Nous avons signé avec la banque digitale Morning. Nous annoncerons prochainement d'autres clients. La France est un marché où la carte bancaire est très présente et beaucoup de néobanques et d'entreprises de prêts se sont développés ici. Nous avons donc beaucoup d'opportunités à saisir.

Existe-t-il des différences entre les Etats-Unis et l'Europe sur votre marché ?

Oui, il y a quelques différences. Tout d'abord, l'environnement réglementaire. En Europe, le niveau d'interchange est différent et il faut prendre en compte la DSP2 (directive sur les services de paiement, ndlr) et le RGPD. Deux réglementations qui n'existent pas aux Etats-Unis. Notre équipe data et analytics a passé 18 mois à étudier ces textes pour être sûrs d'être conformes.

Comme nous avons construit notre système de manière ouverte, nous sommes en adéquation avec la DSP2. S'il y avait une DSP3, je pense que nous serions aussi compliant.
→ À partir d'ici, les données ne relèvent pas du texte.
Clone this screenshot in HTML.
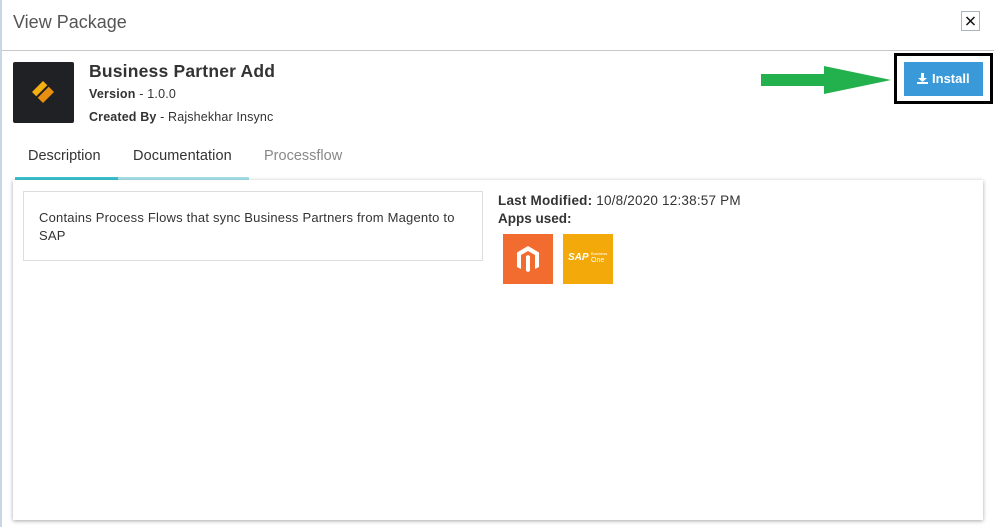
<!DOCTYPE html>
<html><head><style>
body{margin:0;width:994px;height:527px;background:#fff;font-family:"Liberation Sans",sans-serif;position:relative;overflow:hidden;color:#333}
.a{position:absolute;white-space:nowrap}
</style></head><body>
<div class="a" style="left:0;top:0;width:2px;height:527px;background:#c9d6e4"></div>
<div class="a" style="left:13px;top:12px;font-size:18px;color:#555">View Package</div>
<div class="a" style="left:961px;top:11px;width:19px;height:20px;border:1px solid #aab4be;box-sizing:border-box"><svg width="17" height="18"><path d="M4.5 5L12.5 13M12.5 5L4.5 13" stroke="#111" stroke-width="1.5"/></svg></div>
<div class="a" style="left:2px;top:50px;width:992px;height:1px;background:#c8c8c8"></div>
<div class="a" style="left:13px;top:62px;width:61px;height:61px;background:#1f2125;border-radius:2px">
<svg width="61" height="61"><path d="M32 21 L38 27 L27 38 L21 32Z" fill="#f3b00f" transform="translate(-2,-2)"/><path d="M32 21 L38 27 L27 38 L21 32Z" fill="#e88f10" transform="translate(3,3)"/><line x1="23" y1="36" x2="37" y2="22" stroke="#1f2125" stroke-width="2"/></svg></div>
<div class="a" style="left:89px;top:61px;font-size:17.5px;font-weight:bold;color:#333;letter-spacing:0.2px">Business Partner Add</div>
<div class="a" style="left:89px;top:87px;font-size:12.5px;letter-spacing:0.2px"><b>Version</b> - 1.0.0</div>
<div class="a" style="left:89px;top:110px;font-size:12.5px;letter-spacing:0.15px"><b>Created By</b> - Rajshekhar Insync</div>
<svg class="a" style="left:760px;top:64px" width="132" height="32"><rect x="1" y="10" width="65" height="12" fill="#22b14c"/><polygon points="64,2 131,16 64,30" fill="#22b14c"/></svg>
<div class="a" style="left:894px;top:53px;width:99px;height:51px;border:3px solid #000;box-sizing:border-box"></div>
<div class="a" style="left:904px;top:62px;width:79px;height:34px;background:#3a9ad9;color:#fff;font-size:13px;font-weight:bold;line-height:34px;text-align:center">
<svg width="11" height="11" style="vertical-align:-1px"><path d="M4 0h3v5h3l-4.5 4L1 5h3z M0 9h11v2H0z" fill="#fff"/></svg> Install</div>
<div class="a" style="left:28px;top:148px;font-size:14.5px;color:#333">Description</div>
<div class="a" style="left:133px;top:148px;font-size:14.5px;color:#333;letter-spacing:0.1px">Documentation</div>
<div class="a" style="left:264px;top:148px;font-size:14.5px;color:#888">Processflow</div>
<div class="a" style="left:15px;top:177px;width:103px;height:3px;background:#3cc3d0"></div>
<div class="a" style="left:118px;top:177px;width:131px;height:3px;background:#a6e2e9"></div>
<div class="a" style="left:13px;top:180px;width:970px;height:340px;background:#fff;box-shadow:0 1px 4px rgba(0,0,0,.35)"></div>
<div class="a" style="left:23px;top:191px;width:460px;height:70px;border:1px solid #ddd;box-sizing:border-box;padding:17px 15px;font-size:13px;line-height:18px;color:#333;white-space:normal"><div style="width:425px;letter-spacing:0.2px">Contains Process Flows that sync Business Partners from Magento to SAP</div></div>
<div class="a" style="left:498px;top:193px;font-size:13.5px;letter-spacing:0.2px"><b>Last Modified:</b> 10/8/2020 12:38:57 PM</div>
<div class="a" style="left:498px;top:211px;font-size:13.5px;font-weight:bold">Apps used:</div>
<div class="a" style="left:503px;top:234px;width:50px;height:50px;background:#f26b2f">
<svg width="50" height="50"><path d="M25 12 L36 18.5 V33 L32 35 V21 L25 17 L18 21 V35 L14 33 V18.5Z M23 22 L25 21 L27 22 V37 L25 38 L23 37Z" fill="#fff"/></svg></div>
<div class="a" style="left:563px;top:234px;width:50px;height:50px;background:#f3a90a;color:#fff">
<span class="a" style="left:5px;top:18px;font-size:10px;font-weight:bold;font-style:italic">SAP</span><span class="a" style="left:28px;top:17px;font-size:4px">Business</span><span class="a" style="left:28px;top:23px;font-size:7px">One</span></div>
</body></html>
Autre différence : les Européens sont plus des utilisateurs de cartes de débit alors que les Américains détiennent davantage de cartes de crédit. Mais cela ne change pas vraiment notre business.

Pour opérer dans l'Union européenne, vous avez besoin d'un agrément. Où l'avez-vous obtenu ?

Nous exploitons l'agrément de monnaie électronique d'une autre entreprise, dont nous ne donnons pas le nom (Marqeta est donc un agent d'un établissement de paiement, ndlr). Elle a des agréments dans plusieurs pays européens. En cas de Brexit, nous aurons toujours un agrément valable. Nous ne voulions pas demander notre propre agrément car nous souhaitions nous focaliser sur la technologie et le business d'abord. Quand nous aurons grossi en Europe, nous demanderons un agrément.

Est-ce que le Brexit va affecter votre business ?

Le dénouement du Brexit est encore incertain. Pour l'instant nous ne changeons rien et continuons à opérer comme si le Royaume-Uni était toujours dans l'Union européenne. Nous avons mis en place des scénarios si le Brexit a lieu, mais nous pensons que ça n'arrivera finalement pas.

Quels sont vos objectifs 2019 ?

Nous allons évidemment nous concentrer sur notre développement en Europe et continuer à grossir aux Etats-Unis et au Canada. Nous partirons en Asie l'année prochaine.